La publication annuelle de l’étude du ministère de l’Education Filles et garçons sur le chemin de l’égalité, de l’école à l’enseignement supérieur présente sous forme d’infographies et de graphiques des données statistiques sur la réussite comparée des filles et des garçons depuis l’école jusqu’à l’entrée dans la vie active. Comme le souligne Jean-Michel Blanquer : « Si la part des filles s’est fortement accrue dans les disciplines scientifiques dans lesquelles elles réussissent très bien, elles sont encore trop peu nombreuses à s’orienter vers les métiers de l’ingénierie et vers ceux du numérique. À l’inverse, les enseignements des humanités, histoire-géographie, langues-littérature, sciences économiques et sociales sont toujours largement plébiscités par celles-ci ».
Des différences immédiates qui perdurent. Au début de l’école élémentaire, les filles ont des résultats équivalents aux garçons en mathématiques mais nettement supérieurs en français. Elles conservent cet avantage en français à la sortie de l’école élémentaire tout en redoublant moins souvent. En mathématiques cependant, elles ont des résultats inférieurs dès le CE1.
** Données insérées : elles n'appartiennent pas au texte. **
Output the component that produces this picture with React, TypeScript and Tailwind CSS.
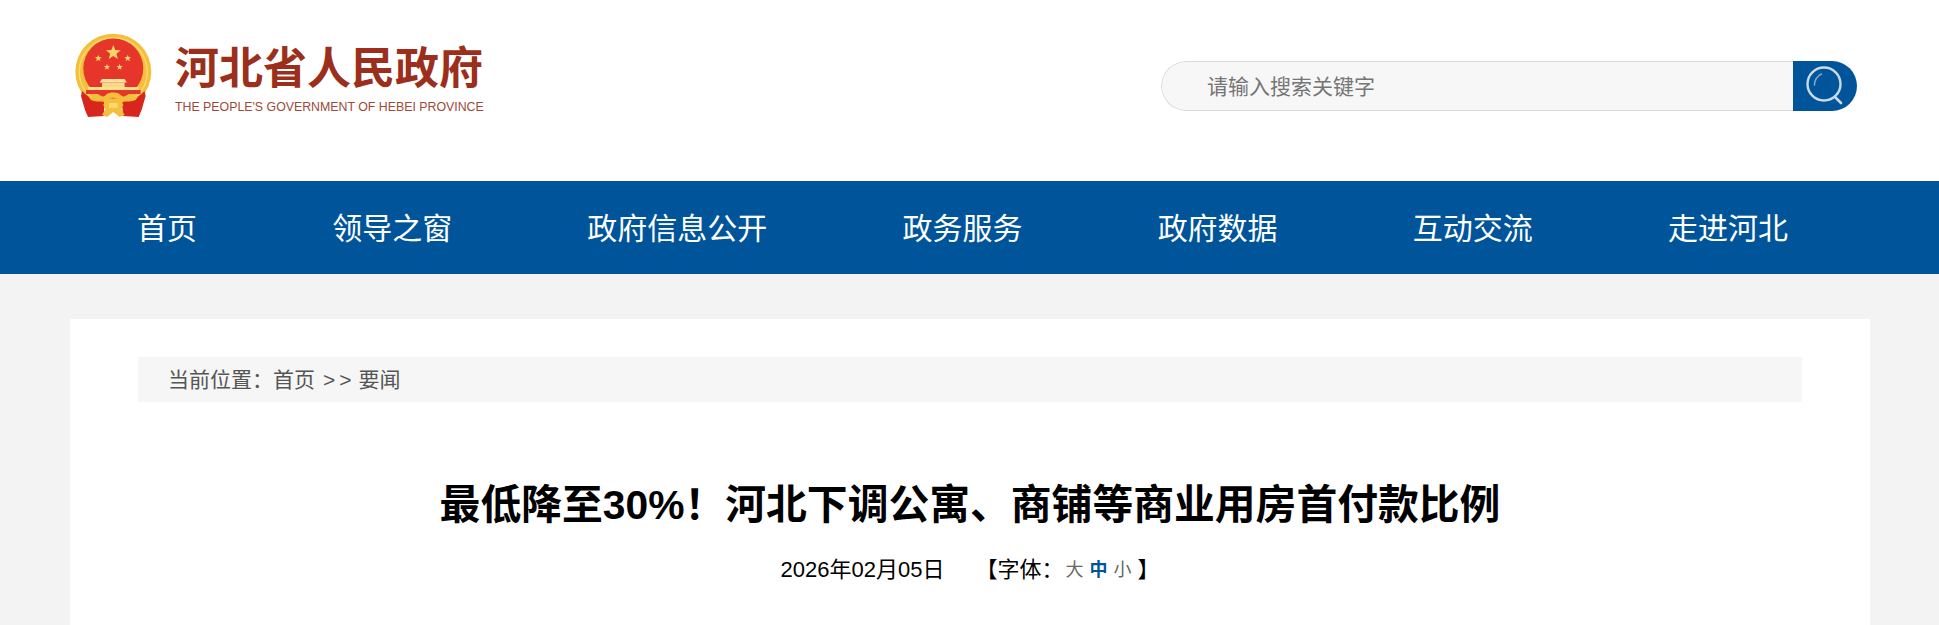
const cjk = "font-['Arial','Liberation_Sans','Noto_Sans_CJK_SC',sans-serif]";

function Star({ cx, cy, r }: { cx: number; cy: number; r: number }) {
  const pts = Array.from({ length: 10 }, (_, i) => {
    const a = -Math.PI / 2 + (i * Math.PI) / 5;
    const q = i % 2 ? r * 0.42 : r;
    return `${(cx + q * Math.cos(a)).toFixed(2)},${(cy + q * Math.sin(a)).toFixed(2)}`;
  }).join(" ");
  return <polygon points={pts} fill="#f8d468" />;
}

function Emblem() {
  return (
    <svg width="80" height="86" viewBox="0 0 80 86" className="block">
      <defs>
        <filter id="soft" x="-5%" y="-5%" width="110%" height="110%">
          <feGaussianBlur stdDeviation="0.45" />
        </filter>
      </defs>
      <g filter="url(#soft)">
        <circle cx="40.3" cy="38.7" r="38" fill="#f4bf3c" />
        <circle cx="40.3" cy="38.7" r="34" fill="none" stroke="#fbd86e" strokeWidth="1.5" />
        <circle cx="40.3" cy="35.5" r="30" fill="#e6352a" />
        <Star cx={40.3} cy={19.7} r={7.8} />
        <Star cx={25.3} cy={25.3} r={3.6} />
        <Star cx={54.7} cy={25.3} r={3.6} />
        <Star cx={34} cy={34} r={3.3} />
        <Star cx={46.6} cy={34} r={3.3} />
        <path d="M29 46h22.6l2.4 3.6H26.6z" fill="#f8e3a2" />
        <rect x="29" y="49.5" width="22.6" height="4.5" fill="#f7d987" />
        <rect x="15" y="54" width="50.6" height="3" fill="#fbe08a" />
        <rect x="13" y="57" width="54.6" height="4" fill="#e6352a" />
        <path d="M9 58c3 3 5 5 8 6l14 5v14l-16 1-3-7-4-14z" fill="#d9261c" />
        <path d="M71.6 58c-3 3-5 5-8 6l-14 5v14l16 1 3-7 4-14z" fill="#d9261c" />
        <path d="M15 63c8 3 16 2 19-2 3-2 9-2 12.600 0 3 4 11 5 19 2l-3 4c-6 2-12 2-16.600 0-3-3-9-3-12 0-5 2-11 2-16 0z" fill="#f4bf3c" />
        <path d="M30 72c3-3 7-3 10.300-1 3.300-2 7.300-2 10.300 1l-3 3 4 7-5 2-6.300-5-6.300 5-5-2 4-7z" fill="#f4bf3c" />
        <path d="M36 70h8.600v5h-8.600z" fill="#fbd86e" />
      </g>
    </svg>
  );
}

function SearchIcon() {
  return (
    <svg width="44" height="46" viewBox="0 0 44 46" className="block">
      <circle cx="20" cy="21" r="16.500" fill="none" stroke="#c9dbe8" strokeWidth="2.400" />
      <path d="M31 34l6 6" stroke="#c9dbe8" strokeWidth="2.600" strokeLinecap="round" />
      <path d="M10.500 22c0-5 3-9 7-11" fill="none" stroke="#7fa9c9" strokeWidth="1.600" strokeLinecap="round" />
    </svg>
  );
}

const navItems = ["首页", "领导之窗", "政府信息公开", "政务服务", "政府数据", "互动交流", "走进河北"];

export default function App() {
  return (
    <div className={`h-screen overflow-hidden bg-[#f3f3f3] ${cjk}`}>
      <header className="flex h-[181px] items-start justify-between bg-white pr-[82px] pl-[73px]">
        <div className="mt-[33px] flex items-start gap-[22px]">
          <Emblem />
          <div className="flex flex-col pt-[8px]">
            <div className="text-[44px] leading-[56px] font-bold text-[#9c2f1c]">河北省人民政府</div>
            <div className="mt-[1px] text-[12.35px] leading-[18px] whitespace-nowrap text-[#9c4a38]">
              THE PEOPLE'S GOVERNMENT OF HEBEI PROVINCE
            </div>
          </div>
        </div>
        <div className="mt-[61px] flex h-[50px] w-[696px] overflow-hidden rounded-full">
          <div className="flex flex-1 items-center rounded-l-full border border-r-0 border-[#d9d9d9] bg-[#f7f7f7] pt-[2px] pl-[45px] text-[21px] text-[#757575]">
            请输入搜索关键字
          </div>
          <div className="flex w-[64px] items-center justify-center bg-[#00559a] pl-[1px]">
            <SearchIcon />
          </div>
        </div>
      </header>

      <nav className="flex h-[93px] items-center justify-between bg-[#00559a] pt-[1px] pr-[151px] pl-[137px] text-[30px] text-white">
        {navItems.map((n) => (
          <span key={n}>{n}</span>
        ))}
      </nav>

      <main className="mt-[45px] ml-[70px] h-[400px] w-[1800px] bg-white px-[68px] pt-[38px]">
        <div className="flex h-[45px] items-center bg-[#f6f6f6] pl-[30px] text-[21px] text-[#555555]">
          <span>当前位置：</span>
          <span>首页</span>
          <span className="ml-[8px] tracking-[4px]">&gt;&gt;</span>
          <span className="ml-[3px]">要闻</span>
        </div>
        <h1 className="mt-[73px] text-center text-[40.8px] leading-[60px] font-bold text-black">
          最低降至30%！河北下调公寓、商铺等商业用房首付款比例
        </h1>
        <div className="mt-[19px] flex justify-center text-[22px] leading-[32px] text-black">
          <span>2026年02月05日</span>
          <span className="ml-[31px]">【字体：</span>
          <span className="ml-[2px] flex items-center gap-[6px] text-[18px]">
            <span className="text-[#666666]">大</span>
            <span className="font-bold text-[#00559a]">中</span>
            <span className="text-[#666666]">小</span>
          </span>
          <span className="ml-[6px]">】</span>
        </div>
      </main>
    </div>
  );
}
À la fin du collège, les filles ont un meilleur taux de réussite au diplôme national du brevet (DNB). Elles obtiennent de meilleurs résultats en français que les garçons mais moins bons en mathématiques. Après le DNB, les filles s’orientent davantage en voie générale et technologique et les garçons en voie professionnelle, en particulier en apprentissage.
Dans les autres pays européens, la plus grande réussite des filles en compréhension de l’écrit et celle des garçons en mathématiques sont aussi constatées. De plus, les femmes sont également moins souvent scolarisées que les hommes dans la plupart des filières scientifiques de l’enseignement supérieur.
Après le collège, les filles s’orientent davantage en voie générale et technologique (71% contre 57%) et les garçons en voie professionnelle.
Au lycée et en apprentissage, les filles et les garçons suivent des parcours différents. Que ce soit la voie générale, technologique ou professionnelle, les filles s’orientent moins vers les filières scientifiques, sauf celles liées au secteur santé. Dans la voie générale, en terminale les filles sont majoritaires dans les doublettes de spécialités humanités/langues- littérature et physique-chimie/sciences de la vie et de la Terre et les garçons mathématiques/physique-chimie et mathématiques/numérique-sciences de l’ingénieur.
Les taux de réussite au baccalauréat sont meilleurs chez les filles qui, en outre, obtiennent davantage de mentions, quelle que soit la série. 44% des filles ont par exemple une mention en bac général contre seulement 33% des garçons.
À la sortie de la formation initiale, les femmes sont davantage diplômées que les hommes mais à diplôme égal, elles obtiennent moins souvent un emploi.
Y a-t-il une fatalité ? Le Times Higher Education et l’Unesco publient cette semaine une étude Gender Equality: How global universities are performing. Il en ressort notamment que les étudiantes sont plus nombreuses que les étudiants dans le monde, en particulier en médecine et arts, sciences humaines et sociales (AHSS), mais il y a toujours moins de femmes sciences, technologie, ingénierie et mathématiques (STEM). Preuve qu’il n’y a pas pour autant de fatalité : plusieurs pays asiatiques ont des proportions élevées de femmes STEM (54,4% en Thaïlande, 51,4% en Iran, etc.).
« Peu semblent s’être posés la question de pourquoi les lycéennes ont souhaité abandonner en masse les mathématiques » soulignent les économistes Cecilia García-Peñalosa et Fabien Petit dans une tribune que publie Le Monde. Dans une étude publiée en 2020, Thomas Breda et Clotilde Napp, professeurs de l’Ecole d’économie de Paris et de l’université Paris-Dauphine, examinaient justement quels facteurs expliquent les choix d’études post-bac. En se focalisant sur les domaines d’étude intensifs en mathématiques et en utilisant des données individuelles sur le rapport aux mathématiques de 300 000 élèves de sexe féminin et masculin de 15 ans dans 64 pays (PISA 2012), ils proposaient une nouvelle mesure du stéréotype associant les mathématiques aux hommes et montraient que ce stéréotype est en fait plus fort dans les pays plus égalitaires et développés. En résumé s’impliquer dans ses études en mathématiques n’est pas dû à une différence dans les notes en maths, mais « plutôt à l’avantage comparatif des filles dans les matières littéraires ».
Selon les chercheuses, le corps enseignant est « en première ligne pour que les filles soient séduites par les mathématiques. La formation continue des maîtres et maîtresses pour leur permettre d’être à l’aise en maths, ainsi qu’une réflexion sur les causes de la féminisation presque totale du corps enseignant en primaire sont des pistes à creuser ».